Pietist Roots

All the Swedish-American churches share the historical movement of Pietism because of its formative role in the popular 18th and 19th century renewal movements in Sweden. The Evangelical Covenant Church (ECC) continues to be very conscious of core Pietist principles as central to its identity.

Swedish Pietism is usually traced to German pastors such as Johan Arndt (1555-1621), Philip Jakob Spener (1635-1705), and August Hermann Francke (1663-1727). Arndt’s devotional book True Christianity (1605-1609) was in many Swedish homes; Spener’s Pia Desideria (1675) offered a practical program of reform for the ills of the church; and Francke’s work at the Pietist university at Halle offered an example of engaged faith that included orphanages, a library, hospital, apothecary, missionary training institute, publishing house, and education for children as well as those preparing for various forms of ministry.

By the early 1720s, Pietism was an international movement. It spread to Sweden through pastors and lay leaders, and especially by prisoners of war returning home after the European religious wars of the early 1700s.

Pietism was a reaction to a perceived “dead orthodoxy” in the churches: mere intellectual assent to dogma and excessive attention to divisive theological controversy. It also sought to renew churches devastated by the Thirty Years’ War (1618-1648) by meeting people’s needs with a balance of head and heart, and through lives of faith active in love.

Spener’s reform program proposed:

  • more intense study of Scripture,
  • the spiritual priesthood of the laity,
  • the experience of conversion—the new birth,
  • charity in controversy,
  • reform of theological education, and
  • encouragement of a godly ministry through preaching that encourages the reality and growth of believing faith.

He accomplished this in his own parish in Frankfurt through conventicles (collegia pietatis), small groups meeting for fellowship and edification (the church within the church). Orthodoxy seemed to ask, “Are you sound?”; the Pietist inquired, “Are you saved?”

A form of Pietism emphasizing personal experience even more was the Moravians’. These followers of Count Nicholas Ludwig von Zinzendorf led the first Protestant missionary movement in the early eighteenth century. The impact of the Moravians and other forms of “classical” Pietism led to the Swedish Edict against Conventicles (1726). This outlawed meeting in small groups outside the parish church and without the supervision of the pastor. This edict was not repealed until 1858, when religious toleration finally came to Sweden.

As the Swedish church and state strengthened supervision during the eighteenth century, Pietism grew in local communities until a great religious awakening began to unfold in the 1830s.
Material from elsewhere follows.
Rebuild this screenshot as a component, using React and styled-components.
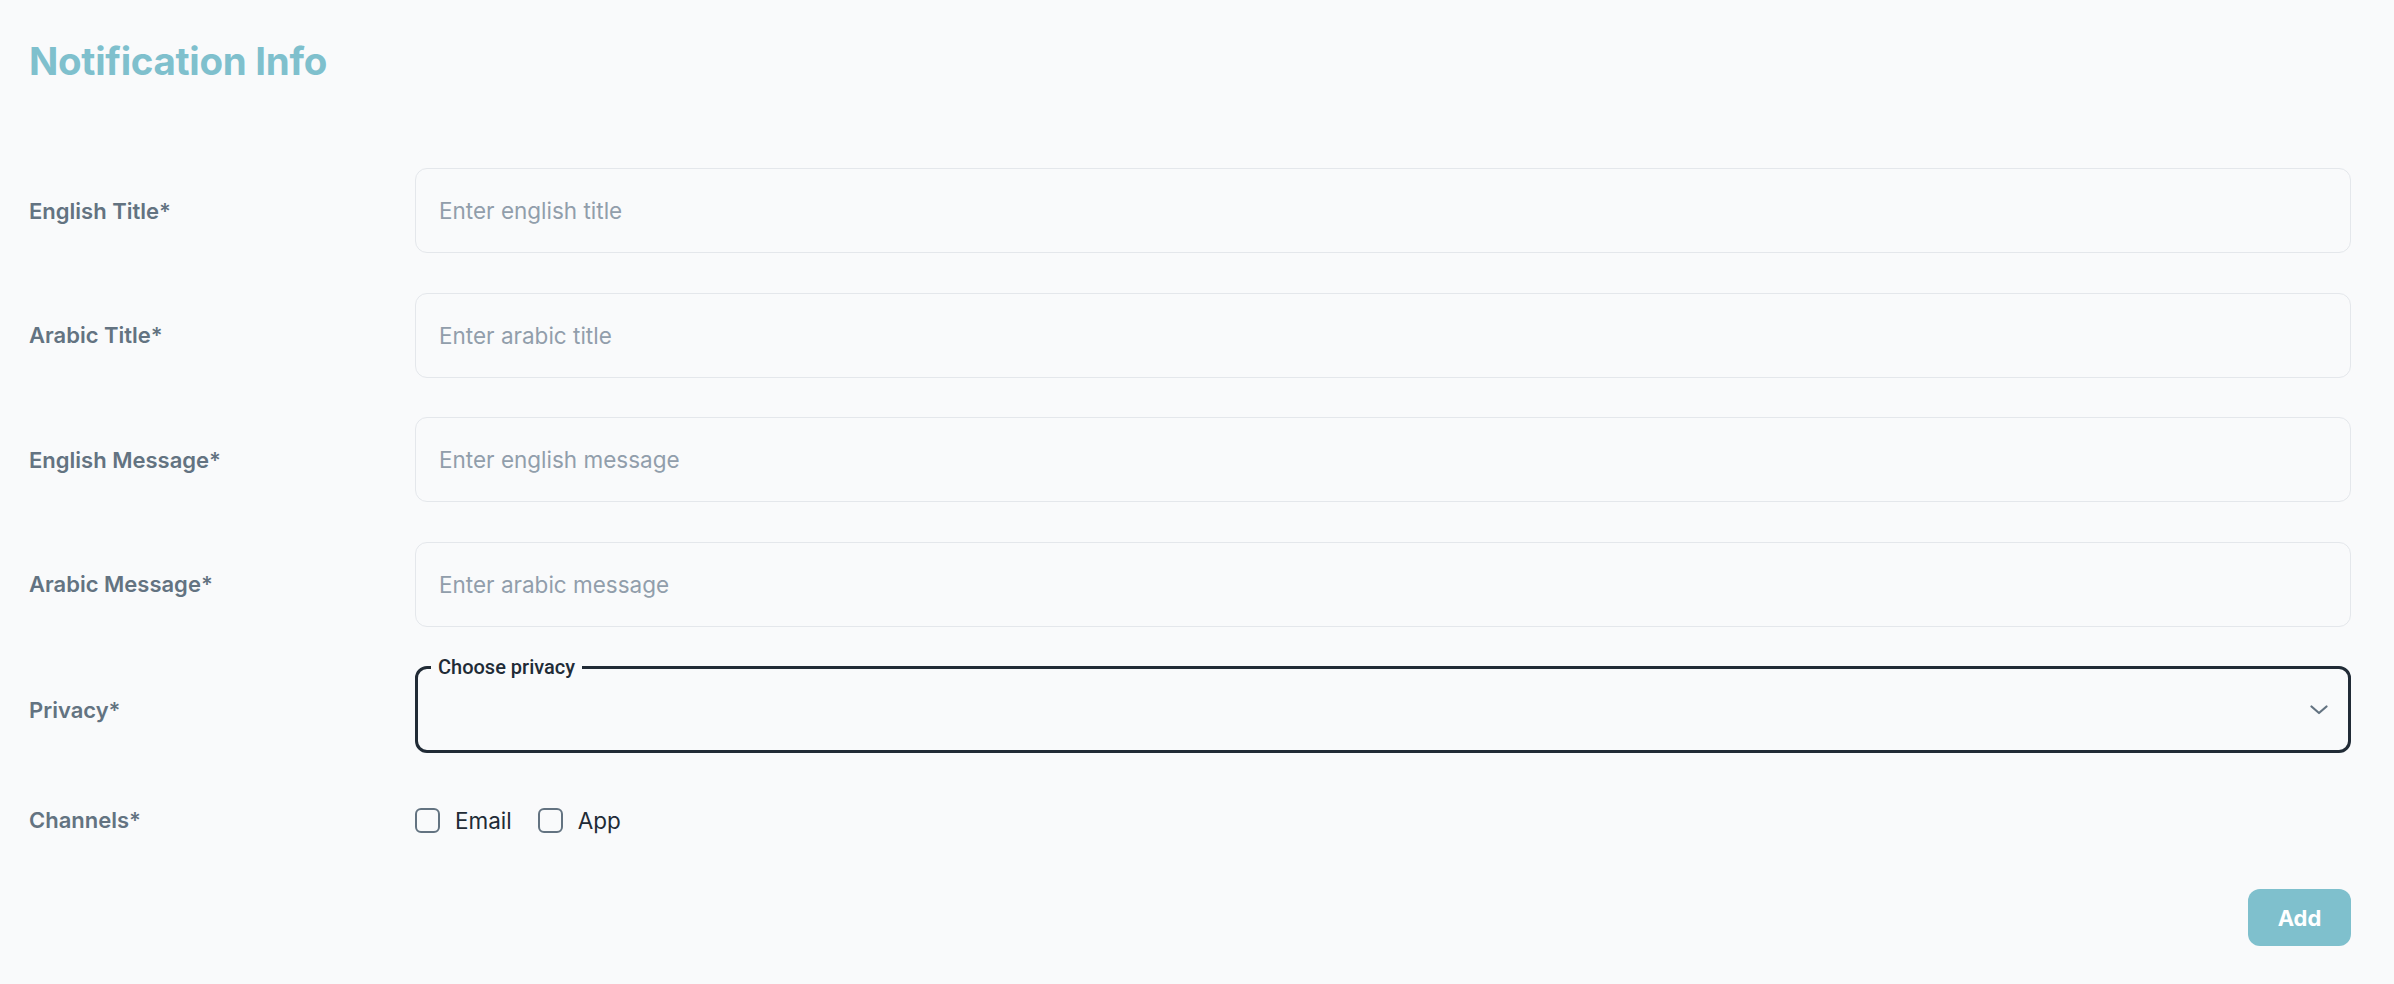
import React, { useState } from 'react'
import styled, { createGlobalStyle } from 'styled-components'

const GlobalStyle = createGlobalStyle`
  * { box-sizing: border-box; }
  body {
    margin: 0;
    background: #f9fafb;
    font-family: Inter, 'Noto Sans', sans-serif;
  }
`

const fields = [
  { label: 'English Title*', placeholder: 'Enter english title' },
  { label: 'Arabic Title*', placeholder: 'Enter arabic title' },
  { label: 'English Message*', placeholder: 'Enter english message' },
  { label: 'Arabic Message*', placeholder: 'Enter arabic message' },
]

export default function App() {
  const [channels, setChannels] = useState({ email: false, app: false })

  const toggle = (key) => {
    setChannels((prev) => ({ ...prev, [key]: !prev[key] }))
  }

  return (
    <Page>
      <GlobalStyle />
      <Title>Notification Info</Title>
      <Form onSubmit={(e) => e.preventDefault()}>
        {fields.map((f) => (
          <Row key={f.label}>
            <Label>{f.label}</Label>
            <Input type='text' placeholder={f.placeholder} />
          </Row>
        ))}
        <Row>
          <Label>Privacy*</Label>
          <SelectBox>
            <FloatLabel>Choose privacy</FloatLabel>
            <Chevron width='18' height='10' viewBox='0 0 18 10'>
              <polyline
                points='1.5,1.5 9,8 16.5,1.5'
                fill='none'
                stroke='#637381'
                strokeWidth='2.2'
                strokeLinecap='round'
                strokeLinejoin='round'
              />
            </Chevron>
          </SelectBox>
        </Row>
        <Row $compact>
          <Label>Channels*</Label>
          <Checks>
            <CheckItem onClick={() => toggle('email')}>
              <Box $checked={channels.email} />
              <span>Email</span>
            </CheckItem>
            <CheckItem onClick={() => toggle('app')}>
              <Box $checked={channels.app} />
              <span>App</span>
            </CheckItem>
          </Checks>
        </Row>
        <Actions>
          <AddButton type='submit'>Add</AddButton>
        </Actions>
      </Form>
    </Page>
  )
}

const Page = styled.div`
  padding: 37px 43px 22px 29px;
`

const Title = styled.h1`
  margin: 0;
  font-size: 38.5px;
  line-height: 48px;
  font-weight: 700;
  color: #7fc0cd;
  letter-spacing: -0.3px;
`

const Form = styled.form`
  margin-top: 83px;
  display: flex;
  flex-direction: column;
  gap: 39.5px;
`

const Row = styled.div`
  display: grid;
  grid-template-columns: 386px 1fr;
  align-items: center;
  margin-top: ${(p) => (p.$compact ? '14px' : '0')};
`

const Label = styled.label`
  font-size: 22px;
  font-weight: 600;
  color: #637381;
`

const Input = styled.input`
  width: 100%;
  height: 85px;
  padding: 0 23px;
  background: #f9fafb;
  border: 1.5px solid #e4e7eb;
  border-radius: 12px;
  font-family: inherit;
  font-size: 22.5px;
  color: #212b36;
  outline: none;
  &::placeholder {
    color: #919eab;
  }
`

const SelectBox = styled.div`
  position: relative;
  height: 87px;
  border: 3px solid #212b36;
  border-radius: 12px;
  display: flex;
  align-items: center;
  justify-content: flex-end;
  padding-right: 20px;
`

const FloatLabel = styled.span`
  position: absolute;
  top: -14px;
  left: 13px;
  padding: 0 7px;
  background: #f9fafb;
  font-family: Roboto, 'Noto Sans', sans-serif;
  font-size: 20px;
  font-weight: 500;
  line-height: 24px;
  color: #212b36;
`

const Chevron = styled.svg`
  display: block;
`

const Checks = styled.div`
  display: flex;
  align-items: center;
  gap: 26px;
`

const CheckItem = styled.label`
  display: flex;
  align-items: center;
  gap: 15px;
  font-size: 22.5px;
  color: #212b36;
  cursor: pointer;
`

const Box = styled.span`
  width: 25px;
  height: 25px;
  border: 2px solid #637381;
  border-radius: 6px;
  background: ${(p) => (p.$checked ? '#7fc0cd' : 'transparent')};
`

const Actions = styled.div`
  display: flex;
  justify-content: flex-end;
  margin-top: 16px;
`

const AddButton = styled.button`
  width: 103px;
  height: 57px;
  border: none;
  border-radius: 12px;
  background: #7fc0cd;
  color: #fff;
  font-family: inherit;
  font-size: 22px;
  font-weight: 700;
  cursor: pointer;
`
The awakening was fed by outside streams of nineteenth-century evangelical renewal, especially from England and America.

The Covenant Church is indebted to Pietist emphases on:

  • conversion and the reality of the new life in Christ,
  • discipleship and the devotional life,
  • shared calling of laity and clergy,
  • evangelism and mission, and
  • institutional ministries of compassion, mercy, and justice.

The Moravian influence is traceable in Covenanters’

  • Christ-centered spirituality,
  • concept of God as welcoming friend and Christ as a redeeming brother and companion on the pilgrim journey, and
  • sense of that journey as characterized by great joy and gratitude.

All this is especially evident in the spiritual songs of, for example, Lina Sandell, Carl Olof Rosenius, and Nils Frykman.